▶ [STATED EXERCISE]: Of the records that follow, copy only the lines from the line containing "Reproduce this screenshot" to the line containing "const [open, setOpen]", both included, exactly as written.

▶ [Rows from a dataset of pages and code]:
* * *

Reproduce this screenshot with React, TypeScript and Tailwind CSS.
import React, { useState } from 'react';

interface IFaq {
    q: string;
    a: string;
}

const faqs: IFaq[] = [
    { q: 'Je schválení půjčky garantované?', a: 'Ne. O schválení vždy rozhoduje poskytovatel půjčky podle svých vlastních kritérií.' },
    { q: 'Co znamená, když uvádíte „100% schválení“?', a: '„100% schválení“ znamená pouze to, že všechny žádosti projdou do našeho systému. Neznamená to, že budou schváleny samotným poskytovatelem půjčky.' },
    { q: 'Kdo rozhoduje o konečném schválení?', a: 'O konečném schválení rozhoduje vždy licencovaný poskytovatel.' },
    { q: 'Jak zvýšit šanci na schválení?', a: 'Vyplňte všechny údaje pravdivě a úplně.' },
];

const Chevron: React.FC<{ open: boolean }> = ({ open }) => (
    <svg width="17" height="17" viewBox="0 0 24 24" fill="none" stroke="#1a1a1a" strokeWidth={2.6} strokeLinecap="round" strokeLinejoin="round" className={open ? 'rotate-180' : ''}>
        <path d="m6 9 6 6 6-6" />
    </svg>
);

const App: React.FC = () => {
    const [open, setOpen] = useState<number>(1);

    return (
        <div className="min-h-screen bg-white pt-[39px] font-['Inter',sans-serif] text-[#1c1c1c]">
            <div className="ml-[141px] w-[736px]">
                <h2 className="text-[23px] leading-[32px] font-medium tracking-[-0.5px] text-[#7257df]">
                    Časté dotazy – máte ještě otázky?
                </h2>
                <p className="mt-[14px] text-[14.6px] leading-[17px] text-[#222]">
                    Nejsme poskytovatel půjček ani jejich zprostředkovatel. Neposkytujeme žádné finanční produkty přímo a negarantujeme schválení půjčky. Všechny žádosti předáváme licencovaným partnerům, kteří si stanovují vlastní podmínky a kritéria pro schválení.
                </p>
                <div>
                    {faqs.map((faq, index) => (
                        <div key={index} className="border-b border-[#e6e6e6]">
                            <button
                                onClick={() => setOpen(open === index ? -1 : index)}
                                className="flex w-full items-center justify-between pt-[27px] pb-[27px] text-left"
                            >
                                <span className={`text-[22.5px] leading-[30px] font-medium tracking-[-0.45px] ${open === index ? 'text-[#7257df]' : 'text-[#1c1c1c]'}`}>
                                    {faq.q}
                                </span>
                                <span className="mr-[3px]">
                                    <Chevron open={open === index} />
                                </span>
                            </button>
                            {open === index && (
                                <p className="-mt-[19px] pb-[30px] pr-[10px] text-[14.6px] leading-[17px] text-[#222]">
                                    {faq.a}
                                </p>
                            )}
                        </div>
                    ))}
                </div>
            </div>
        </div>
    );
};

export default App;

* * *

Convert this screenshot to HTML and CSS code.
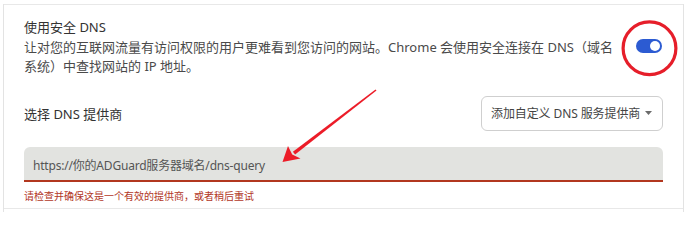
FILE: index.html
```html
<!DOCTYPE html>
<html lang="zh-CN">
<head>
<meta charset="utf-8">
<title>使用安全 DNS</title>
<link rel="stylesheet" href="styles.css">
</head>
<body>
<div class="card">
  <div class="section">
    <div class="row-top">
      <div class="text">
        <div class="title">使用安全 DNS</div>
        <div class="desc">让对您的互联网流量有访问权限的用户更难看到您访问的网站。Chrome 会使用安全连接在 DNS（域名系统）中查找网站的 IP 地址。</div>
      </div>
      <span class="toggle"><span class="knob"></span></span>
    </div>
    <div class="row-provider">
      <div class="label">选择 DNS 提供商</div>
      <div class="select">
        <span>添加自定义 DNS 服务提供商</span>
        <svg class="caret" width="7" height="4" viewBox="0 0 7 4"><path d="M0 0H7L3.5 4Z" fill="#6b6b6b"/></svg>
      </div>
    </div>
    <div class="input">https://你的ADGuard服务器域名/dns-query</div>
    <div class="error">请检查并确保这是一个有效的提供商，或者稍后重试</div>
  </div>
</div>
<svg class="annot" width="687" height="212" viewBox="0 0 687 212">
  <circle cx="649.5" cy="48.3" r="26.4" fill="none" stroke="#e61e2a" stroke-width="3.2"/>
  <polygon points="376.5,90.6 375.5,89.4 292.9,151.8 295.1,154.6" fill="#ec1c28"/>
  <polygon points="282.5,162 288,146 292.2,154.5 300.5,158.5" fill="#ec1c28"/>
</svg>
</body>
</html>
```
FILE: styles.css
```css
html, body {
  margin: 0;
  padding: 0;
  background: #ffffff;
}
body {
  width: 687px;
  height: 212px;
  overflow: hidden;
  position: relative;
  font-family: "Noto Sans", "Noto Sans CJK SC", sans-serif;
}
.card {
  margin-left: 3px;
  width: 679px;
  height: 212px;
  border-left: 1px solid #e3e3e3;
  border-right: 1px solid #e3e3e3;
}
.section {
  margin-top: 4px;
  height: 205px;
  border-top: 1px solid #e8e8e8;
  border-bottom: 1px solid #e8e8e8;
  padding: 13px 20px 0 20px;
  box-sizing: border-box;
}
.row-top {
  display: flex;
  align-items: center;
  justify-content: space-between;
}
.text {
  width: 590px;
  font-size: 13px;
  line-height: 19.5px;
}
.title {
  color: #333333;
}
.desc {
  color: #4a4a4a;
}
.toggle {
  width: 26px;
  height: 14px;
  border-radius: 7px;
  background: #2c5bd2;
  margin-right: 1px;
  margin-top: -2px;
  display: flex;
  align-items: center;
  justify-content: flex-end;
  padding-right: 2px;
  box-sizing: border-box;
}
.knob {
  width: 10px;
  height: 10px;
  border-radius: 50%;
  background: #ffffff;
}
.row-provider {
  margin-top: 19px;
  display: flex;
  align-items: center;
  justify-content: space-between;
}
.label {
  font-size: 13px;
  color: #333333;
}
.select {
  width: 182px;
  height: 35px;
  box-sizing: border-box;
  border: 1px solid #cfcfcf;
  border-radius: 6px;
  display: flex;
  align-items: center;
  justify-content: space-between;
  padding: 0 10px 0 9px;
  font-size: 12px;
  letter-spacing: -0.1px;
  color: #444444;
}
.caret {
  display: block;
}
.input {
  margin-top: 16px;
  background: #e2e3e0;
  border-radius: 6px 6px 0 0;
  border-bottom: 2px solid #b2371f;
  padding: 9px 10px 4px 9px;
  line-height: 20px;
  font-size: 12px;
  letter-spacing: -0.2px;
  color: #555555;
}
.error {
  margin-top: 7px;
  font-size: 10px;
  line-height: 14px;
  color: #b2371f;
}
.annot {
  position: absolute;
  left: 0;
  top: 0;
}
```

* * *

▶ [PROBLEM SOLUTION]:
Reproduce this screenshot with React, TypeScript and Tailwind CSS.
import React, { useState } from 'react';

interface IFaq {
    q: string;
    a: string;
}

const faqs: IFaq[] = [
    { q: 'Je schválení půjčky garantované?', a: 'Ne. O schválení vždy rozhoduje poskytovatel půjčky podle svých vlastních kritérií.' },
    { q: 'Co znamená, když uvádíte „100% schválení“?', a: '„100% schválení“ znamená pouze to, že všechny žádosti projdou do našeho systému. Neznamená to, že budou schváleny samotným poskytovatelem půjčky.' },
    { q: 'Kdo rozhoduje o konečném schválení?', a: 'O konečném schválení rozhoduje vždy licencovaný poskytovatel.' },
    { q: 'Jak zvýšit šanci na schválení?', a: 'Vyplňte všechny údaje pravdivě a úplně.' },
];

const Chevron: React.FC<{ open: boolean }> = ({ open }) => (
    <svg width="17" height="17" viewBox="0 0 24 24" fill="none" stroke="#1a1a1a" strokeWidth={2.6} strokeLinecap="round" strokeLinejoin="round" className={open ? 'rotate-180' : ''}>
        <path d="m6 9 6 6 6-6" />
    </svg>
);

const App: React.FC = () => {
    const [open, setOpen] = useState<number>(1);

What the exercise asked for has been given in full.